The census is a key component of a 2005 peace agreement that ended a 22-year civil war which killed 2 million people and displaced an estimated 4 million others. The war pitted a government dominated by Arab Muslims in northern Sudan against black Christians and animists in the south.

Delays in starting the census were among the reasons cited when southerners withdrew last year from a government of national unity. They rejoined the government two months later, but tension and occasional fighting near the disputed territory of Abyei has threatened to reignite the civil war.

"God forbid, that's a distinct possibility," said Andebrhan Giorgis, senior policy adviser for Africa for the International Crisis Group, a non-profit organization that seeks to prevent and resolve crisis. "It's quite worrisome."

North-south tensions have worsened even as international attention has focused more on persistent violence in the Darfur region of western Sudan, where roughly 300,000 people have been killed since 2003 in a campaign of killing, rape and displacement that the U.S. calls genocide.

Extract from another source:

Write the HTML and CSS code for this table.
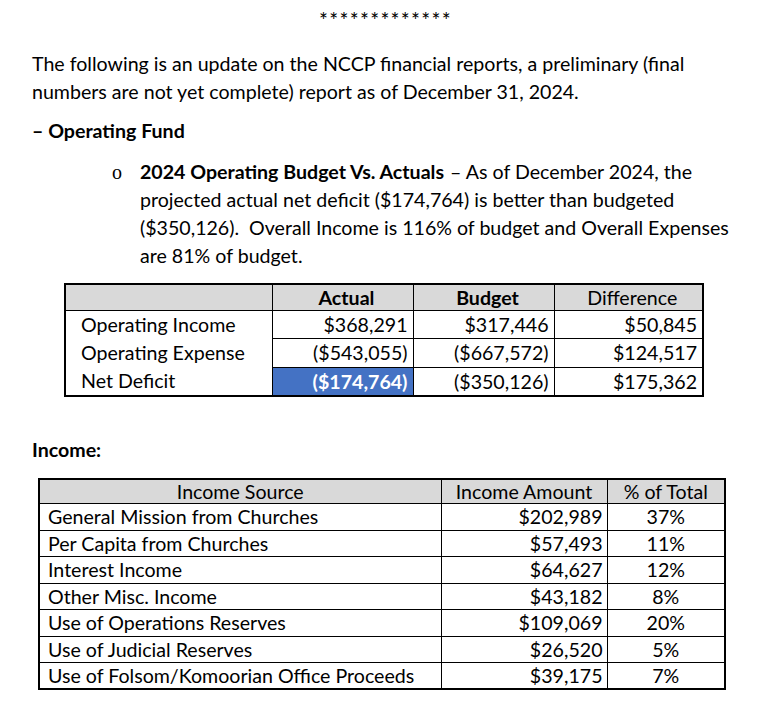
FILE: index.html
```html
<!DOCTYPE html>
<html lang="en">
<head>
<meta charset="utf-8">
<title>NCCP Financial Update</title>
<link rel="stylesheet" href="styles.css">
</head>
<body>
<main class="page">
  <div class="stars">*************</div>
  <p class="intro">The following is an update on the NCCP financial reports, a preliminary (final numbers are not yet complete) report as of December 31, 2024.</p>
  <h2 class="section">– Operating Fund</h2>
  <div class="bullet">
    <span class="marker">o</span>
    <p class="bullet-text"><strong>2024 Operating Budget Vs. Actuals</strong> – As of December 2024, the projected actual net deficit ($174,764) is better than budgeted ($350,126).&nbsp; Overall Income is 116% of budget and Overall Expenses are 81% of budget.</p>
  </div>
  <table class="summary">
    <colgroup>
      <col class="c-label"><col class="c-num"><col class="c-num"><col class="c-diff">
    </colgroup>
    <thead>
      <tr>
        <th></th>
        <th class="bold">Actual</th>
        <th class="bold">Budget</th>
        <th>Difference</th>
      </tr>
    </thead>
    <tbody>
      <tr><td class="label">Operating Income</td><td>$368,291</td><td>$317,446</td><td>$50,845</td></tr>
      <tr><td class="label">Operating Expense</td><td>($543,055)</td><td>($667,572)</td><td>$124,517</td></tr>
      <tr><td class="label">Net Deficit</td><td class="highlight">($174,764)</td><td>($350,126)</td><td>$175,362</td></tr>
    </tbody>
  </table>
  <h3 class="subhead">Income:</h3>
  <table class="income">
    <colgroup>
      <col class="i-src"><col class="i-amt"><col class="i-pct">
    </colgroup>
    <thead>
      <tr><th>Income Source</th><th>Income Amount</th><th>% of Total</th></tr>
    </thead>
    <tbody>
      <tr><td class="src">General Mission from Churches</td><td class="amt">$202,989</td><td class="pct">37%</td></tr>
      <tr><td class="src">Per Capita from Churches</td><td class="amt">$57,493</td><td class="pct">11%</td></tr>
      <tr><td class="src">Interest Income</td><td class="amt">$64,627</td><td class="pct">12%</td></tr>
      <tr><td class="src">Other Misc. Income</td><td class="amt">$43,182</td><td class="pct">8%</td></tr>
      <tr><td class="src">Use of Operations Reserves</td><td class="amt">$109,069</td><td class="pct">20%</td></tr>
      <tr><td class="src">Use of Judicial Reserves</td><td class="amt">$26,520</td><td class="pct">5%</td></tr>
      <tr><td class="src">Use of Folsom/Komoorian Office Proceeds</td><td class="amt">$39,175</td><td class="pct">7%</td></tr>
    </tbody>
  </table>
</main>
</body>
</html>
```
FILE: styles.css
```css
* { box-sizing: border-box; }

html, body {
  margin: 0;
  padding: 0;
  background: #ffffff;
}

body {
  font-family: Lato, "Open Sans", sans-serif;
  font-size: 19.6px;
  color: #000;
}

.page {
  width: 763px;
  padding: 6px 28px 0 32px;
}

.stars {
  text-align: center;
  line-height: 28px;
  font-size: 21px;
  letter-spacing: 1.3px;
  padding-left: 4px;
}

.intro {
  margin: 16px 0 0;
  line-height: 28px;
  width: 680px;
}

.section {
  margin: 11px 0 0;
  font-size: 19.6px;
  font-weight: 700;
  line-height: 28px;
}

.bullet {
  display: flex;
  margin: 13px 0 0 80px;
}

.marker {
  font-family: "Liberation Serif", serif;
  width: 28px;
  flex: none;
  line-height: 28px;
  font-size: 20px;
  font-weight: 400;
}

.bullet-text {
  margin: 0;
  line-height: 28px;
  width: 590px;
}

.bullet-text strong {
  font-weight: 700;
  margin-right: 1px;
}

table {
  border-collapse: collapse;
  table-layout: fixed;
}

.summary {
  margin: 13px 0 0 32px;
  width: 638px;
  border: 2px solid #000;
}

.c-label { width: 207px; }
.summary .c-num { width: 141px; }
.c-diff { width: 149px; }

.summary th {
  background: #d9d9d9;
  height: 26px;
  font-weight: 400;
  text-align: center;
  padding: 0 0 0 8px;
  border-left: 1px solid #000;
  border-bottom: 1px solid #000;
}

.summary th.bold { font-weight: 700; }
.summary th:first-child { border-left: none; }

.summary td {
  height: 28.5px;
  text-align: right;
  padding: 0 5px 0 0;
  border: 1px solid #000;
}

.summary td.label {
  text-align: left;
  padding: 0 0 0 15px;
  border-top: none;
  border-bottom: none;
}

.summary td.highlight {
  background: #4472c4;
  color: #fff;
  font-weight: 700;
}

.subhead {
  margin: 39px 0 0;
  font-size: 19.6px;
  font-weight: 700;
  line-height: 28px;
}

.income {
  margin: 14px 0 0 6px;
  width: 686px;
  border: 2px solid #000;
}

.i-src { width: 402px; }
.i-amt { width: 166px; }
.i-pct { width: 118px; }

.income th {
  background: #d9d9d9;
  height: 25px;
  font-weight: 400;
  text-align: center;
  padding: 0;
  border: 1px solid #000;
}

.income td {
  height: 26.5px;
  padding: 0;
  border: 1px solid #000;
}

.income td.src { padding-left: 8px; }
.income td.amt { text-align: right; padding-right: 4px; }
.income td.pct { text-align: center; }
```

Results from the national census, which began Tuesday, will be used to establish electoral districts and determine political representation in a national assembly, Giorgis said.

"It's an important milestone," he told CNN on Wednesday.

The U.N. peacekeeping mission in Sudan also hailed the census as vital, in a statement Tuesday.

The census is key to establishing voting districts in advance of national elections scheduled for 2009. It is also critical in determining how oil wealth is to be shared between the north and south, who have a history of animosity and mistrust.